Lucas M. Engelhardt June 2, 2009 at 10:32 am

J Cortez,

As someone who knows recreational hunters (though I don’t myself), I kind of thought the argument about the Fed was a point AGAINST the Fed’s existence… Though that’s obviously not what was intended. Eh, well.

Michael A. Clem June 2, 2009 at 12:38 pm

I am increasingly amazed that the “economic” solution by so many people is the use of political force. Certainly the market isn’t perfect, but resorting to government regulation requires, as already noted, that a “problem” truly exists, and that the government is capable of doing more good than harm in the situation.
As for the sophisticated preying on the unsophisticated, I’m reminded of the time a few years ago when my state wanted to license roofers operating in the state. Besides generating more money for the state, I wondered how this would protect people from shoddy or shady roofers. If someone is unsophisticated enough to not ask for references, why would they bother to ask for a state license? And if they did, all the license would really show is that the roofer paid the state some amount of money for it.

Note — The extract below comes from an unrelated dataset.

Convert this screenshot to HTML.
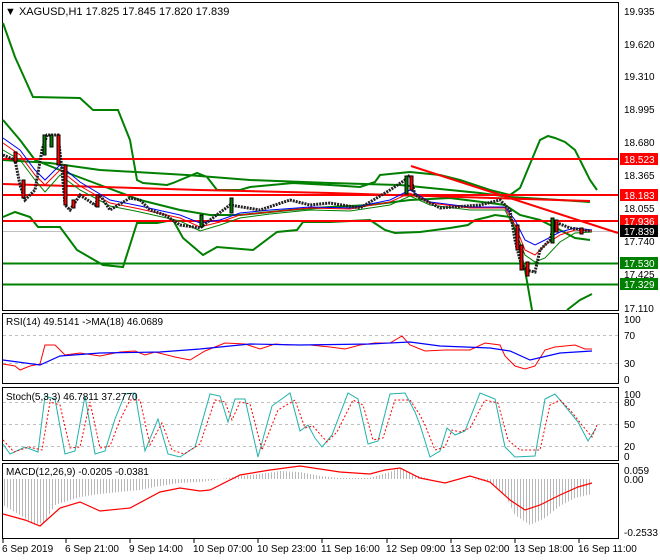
<!DOCTYPE html>
<html><head><meta charset="utf-8"><style>
html,body{margin:0;padding:0;background:#fff;}
svg{display:block;font-family:"Liberation Sans",sans-serif;}
</style></head><body>
<svg width="660" height="560" viewBox="0 0 660 560" xmlns="http://www.w3.org/2000/svg">
<defs>
<pattern id="hist" width="3" height="10" patternUnits="userSpaceOnUse"><rect x="1" y="0" width="1" height="10" fill="#b8b8b8"/></pattern>
</defs>
<rect width="660" height="560" fill="#fff"/>
<rect x="2.5" y="2.5" width="616" height="308" fill="none" stroke="#000"/>
<rect x="2.5" y="313.5" width="616" height="70" fill="none" stroke="#000"/>
<rect x="2.5" y="387.5" width="616" height="73" fill="none" stroke="#000"/>
<rect x="2.5" y="463.5" width="616" height="75" fill="none" stroke="#000"/>

<g fill="none">
<line x1="3" y1="231.5" x2="618" y2="231.5" stroke="#c0c0c0"/>
<polyline stroke="#008000" stroke-width="2" points="3,23 15,57 33,97 80,98 93,110 118,110 130,140 137,180 143,183 167,185 173,183 197,173 207,177 217,190 240,190 250,187 293,183 330,185 360,187 375,182 380,175 410,172 440,175 460,180 490,190 510,195 520,188 540,140 548,136 555,138 565,142 575,150 590,180 597,190"/>
<polyline stroke="#008000" stroke-width="2" points="3,217 15,212 30,217 38,227 60,227 77,250 103,265 123,267 137,223 157,223 173,220 183,238 203,255 217,247 253,250 277,232 297,230 303,222 330,222 370,220 385,230 395,233 420,232 450,228 468,225 475,220 488,217 495,215 510,217 515,230 525,270 532,310"/>
<polyline stroke="#008000" stroke-width="2" points="567,310 580,300 592,294"/>
<polyline stroke="#008000" stroke-width="2" points="3,120 20,140 35,160 60,170 100,185 140,200 180,210 210,215 240,215 290,210 330,207 370,205 410,200 450,198 490,203 505,205 520,215 540,220 560,230 575,238 590,240"/>
<polyline stroke="#008000" stroke-width="2" points="3,160 50,163 100,170 187,175 250,180 330,183 400,185 480,193 510,197 560,200 590,202"/>
<line x1="3" y1="159" x2="618" y2="159" stroke="#f00" stroke-width="2"/>
<line x1="3" y1="195" x2="618" y2="195" stroke="#f00" stroke-width="2"/>
<line x1="3" y1="221" x2="618" y2="221" stroke="#f00" stroke-width="2"/>
<polyline stroke="#f00" stroke-width="2" points="3,184 200,190 330,193 590,201"/>
<line x1="411" y1="166" x2="618" y2="233" stroke="#f00" stroke-width="2"/>
<line x1="3" y1="263.5" x2="618" y2="263.5" stroke="#008000" stroke-width="2"/>
<line x1="3" y1="284.5" x2="618" y2="284.5" stroke="#008000" stroke-width="2"/>
<polyline stroke="#0000ff" points="3,138 20,150 35,170 45,180 60,165 80,182 110,200 140,206 180,215 200,223 220,220 240,213 270,210 310,207 350,208 390,200 410,190 430,202 470,207 505,207 515,220 525,240 535,245 545,240 560,232 575,228 592,230"/>
<polyline stroke="#f00" points="3,143 20,155 35,175 45,185 60,170 80,186 110,203 140,209 180,218 200,227 220,222 240,215 270,212 310,208 350,209 390,202 410,193 430,203 470,208 505,208 515,225 525,250 535,255 545,245 560,235 575,230 592,231"/>
<polyline stroke="#008000" points="3,150 20,160 35,180 45,192 60,175 80,190 110,206 140,212 180,221 200,231 220,225 240,218 270,214 310,210 350,211 390,205 410,196 430,205 470,210 505,210 515,230 525,255 535,262 545,258 560,242 575,233 592,232"/>
<polyline stroke="#222" stroke-width="3" stroke-dasharray="2,1" points="3,155 15,160 20,185 25,200 35,190 42,150 47,135 58,135 62,170 65,205 70,210 80,195 95,205 100,195 110,210 130,198 140,200 150,210 165,215 180,225 200,228 210,220 230,205 260,210 290,200 310,205 330,203 360,208 390,190 405,180 410,175 415,195 440,208 480,205 500,200 510,210 515,240 520,260 525,270 535,272 540,250 550,240 555,222 570,228 590,231"/>
</g>
<g stroke="#000">
<rect x="14" y="152" width="3" height="10" fill="#f00"/><rect x="22" y="180" width="3" height="18" fill="#f00"/>
<rect x="43" y="135" width="3" height="20" fill="#008000"/><rect x="50" y="135" width="3" height="12" fill="#008000"/>
<rect x="57" y="135" width="3" height="30" fill="#f00"/><rect x="64" y="165" width="3" height="40" fill="#f00"/>
<rect x="72" y="200" width="3" height="8" fill="#f00"/><rect x="96" y="195" width="3" height="12" fill="#f00"/>
<rect x="200" y="215" width="3" height="12" fill="#008000"/><rect x="230" y="198" width="3" height="15" fill="#008000"/>
<rect x="405" y="176" width="3" height="18" fill="#008000"/><rect x="410" y="176" width="3" height="14" fill="#f00"/>
<rect x="516" y="225" width="3" height="25" fill="#f00"/><rect x="520" y="245" width="3" height="25" fill="#f00"/>
<rect x="526" y="262" width="3" height="14" fill="#f00"/><rect x="551" y="218" width="3" height="25" fill="#008000"/>
<rect x="555" y="220" width="3" height="12" fill="#f00"/><rect x="580" y="228" width="3" height="6" fill="#f00"/>
</g>
<text x="5" y="15" font-size="11">▼ XAGUSD,H1  17.825 17.845 17.820 17.839</text>

<g font-size="10" fill="#000">
<text x="624" y="15">19.935</text><text x="624" y="48">19.620</text><text x="624" y="80">19.310</text>
<text x="624" y="113">18.995</text><text x="624" y="146">18.680</text><text x="624" y="179">18.365</text>
<text x="624" y="212">18.055</text><text x="624" y="245">17.740</text><text x="624" y="278">17.425</text>
<text x="624" y="312">17.110</text>
</g>
<g font-size="10" fill="#fff">
<rect x="620" y="153" width="38" height="12" fill="#f00"/><text x="624" y="163">18.523</text>
<rect x="620" y="189" width="38" height="12" fill="#f00"/><text x="624" y="199">18.183</text>
<rect x="620" y="215" width="38" height="12" fill="#f00"/><text x="624" y="225">17.936</text>
<rect x="620" y="225" width="38" height="12" fill="#000"/><text x="624" y="235">17.839</text>
<rect x="620" y="257" width="38" height="12" fill="#008000"/><text x="624" y="267">17.530</text>
<rect x="620" y="278" width="38" height="12" fill="#008000"/><text x="624" y="288">17.329</text>
</g>

<g fill="none">
<line x1="3" y1="335.5" x2="618" y2="335.5" stroke="#c0c0c0" stroke-dasharray="3,3"/>
<line x1="3" y1="363.5" x2="618" y2="363.5" stroke="#c0c0c0" stroke-dasharray="3,3"/>
<polyline stroke="#f00" points="3,364 15,366 20,370 30,366 40,364 45,345 55,345 65,355 80,353 100,356 120,352 135,351 145,355 155,352 175,357 190,360 205,351 225,343 245,344 260,349 275,344 290,345 310,345 330,347 345,349 360,345 375,343 390,343 402,336 410,345 425,351 445,350 470,350 485,343 500,345 505,356 515,366 525,369 535,366 545,350 555,347 575,345 585,349 592,349"/>
<polyline stroke="#00f" stroke-width="1.2" points="3,360 40,365 60,356 100,353 160,352 200,349 250,344 300,345 370,344 410,342 440,346 490,348 510,351 530,360 560,353 592,351"/>
</g>
<text x="6" y="325" font-size="10">RSI(14) 49.5141  -&gt;MA(18) 46.0689</text>
<g font-size="10"><text x="624" y="323">100</text><text x="624" y="339">70</text><text x="624" y="367">30</text><text x="624" y="383">0</text></g>

<g fill="none">
<line x1="3" y1="402.5" x2="618" y2="402.5" stroke="#c0c0c0" stroke-dasharray="3,3"/>
<line x1="3" y1="424.5" x2="618" y2="424.5" stroke="#c0c0c0" stroke-dasharray="3,3"/>
<line x1="3" y1="446.5" x2="618" y2="446.5" stroke="#c0c0c0" stroke-dasharray="3,3"/>
<polyline stroke="#20b2aa" points="3,444 10,454 25,447 38,452 45,396 55,399 65,454 75,451 85,396 95,454 105,451 115,419 125,394 135,393 145,451 158,419 168,454 180,457 195,447 210,394 220,396 228,422 235,399 245,399 258,457 272,406 290,393 300,431 308,425 315,438 322,447 332,435 348,393 358,399 368,444 378,441 390,394 405,393 415,412 420,425 430,457 440,451 447,428 455,435 465,431 480,393 495,399 505,447 515,457 535,456 545,399 555,394 565,406 578,422 588,441 596,428"/>
<polyline stroke="#f00" stroke-dasharray="2,2" points="3,440 14,452 29,447 42,450 50,402 60,405 70,448 80,447 90,402 100,448 110,446 120,420 130,400 140,400 150,445 162,423 172,450 184,454 200,444 215,400 225,402 232,420 240,402 250,404 262,450 278,410 295,400 305,428 313,426 320,434 327,442 337,432 353,400 363,405 373,440 383,438 395,400 410,400 420,415 425,425 435,450 445,447 452,430 460,432 470,428 485,400 498,403 508,440 520,450 540,450 550,405 560,400 570,410 582,425 592,437 597,425"/>
</g>
<text x="6" y="400" font-size="10">Stoch(5,3,3) 46.7811 37.2770</text>
<g font-size="10"><text x="624" y="398">100</text><text x="624" y="406">80</text><text x="624" y="428">50</text><text x="624" y="450">20</text><text x="624" y="460">0</text></g>

<polygon fill="url(#hist)" points="3,479 3,505 20,515 35,525 45,522 55,505 80,497 100,494 120,492 140,490 160,486 180,483 200,482 215,480 240,476 260,474 280,471 300,472 320,476 340,478 370,478 390,472 400,468 415,475 430,479 470,479 490,482 505,495 515,515 530,525 545,518 560,506 575,498 592,494 592,479"/>
<polyline fill="none" stroke="#f00" stroke-width="1.2" points="3,514 25,520 40,526 60,508 80,502 100,511 130,508 160,492 180,488 200,491 210,490 240,475 270,470 300,466 340,472 370,474 385,470 400,468 420,478 445,483 470,476 490,482 510,500 525,510 540,505 560,495 578,487 592,483"/>
<text x="6" y="475" font-size="10">MACD(12,26,9) -0.0205 -0.0381</text>
<g font-size="10"><text x="624" y="474">0.059</text><text x="624" y="483">0.00</text><text x="624" y="536">-0.2533</text></g>

<g stroke="#000">
<line x1="3" y1="539" x2="3" y2="543"/><line x1="66" y1="539" x2="66" y2="543"/><line x1="130" y1="539" x2="130" y2="543"/>
<line x1="194" y1="539" x2="194" y2="543"/><line x1="258" y1="539" x2="258" y2="543"/><line x1="322" y1="539" x2="322" y2="543"/>
<line x1="387" y1="539" x2="387" y2="543"/><line x1="451" y1="539" x2="451" y2="543"/><line x1="515" y1="539" x2="515" y2="543"/>
<line x1="579" y1="539" x2="579" y2="543"/>
</g>
<g font-size="10">
<text x="2" y="552">6 Sep 2019</text><text x="65" y="552">6 Sep 21:00</text><text x="129" y="552">9 Sep 14:00</text>
<text x="193" y="552">10 Sep 07:00</text><text x="257" y="552">10 Sep 23:00</text><text x="321" y="552">11 Sep 16:00</text>
<text x="386" y="552">12 Sep 09:00</text><text x="450" y="552">13 Sep 02:00</text><text x="514" y="552">13 Sep 18:00</text>
<text x="578" y="552">16 Sep 11:00</text>
</g>
</svg>
</body></html>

fundamentalist June 2, 2009 at 1:32 pm

Michael: “…the government is capable of doing more good than harm in the situation.”

Good points! I just finished Hayek’s “Counter-Revolution in Science.” I think it’s a must read to understand the left. The origins of the left are in the worship of scientists as the priesthood of all wisdom and knowledge. The left has long forotten this, but still look to a priesthood of super-intelligent elites to safe us. Of course, they consider the masses to be stupid.

fundamentalist June 2, 2009 at 1:34 pm

As for the “sophisticate preying upon the unsophisticated” that’s the definition of socialism.

Lucas M. Engelhardt June 2, 2009 at 2:43 pm

My favorite example of a pointless regulation:

The township my church operates in decided to institute a $25 fee for a permit to burn candles in public buildings. Because it’s a relatively rural township, this would mostly affect the churches in the area.

One of the guys in my church led a media campaign to get the township to drop the fee. It worked.

The most common justification I heard for the fee was “because we’re allowed to by state law”.

It was a truly puzzling regulation, as it would only raise about $200 for the township, and obviously didn’t serve any particular public purpose – or even a private purpose. It’s kind of like the township just said “Well, here’s a way that we can take $200. Let’s see if it flies.” Ends up the answer was “no.”

Peter June 2, 2009 at 11:58 pm

Of course, they consider the masses to be stupid.

On that point, they’d be correct…but I can’t see how that constitutes an argument for government. Especially democratic government, in which the stupid get a vote.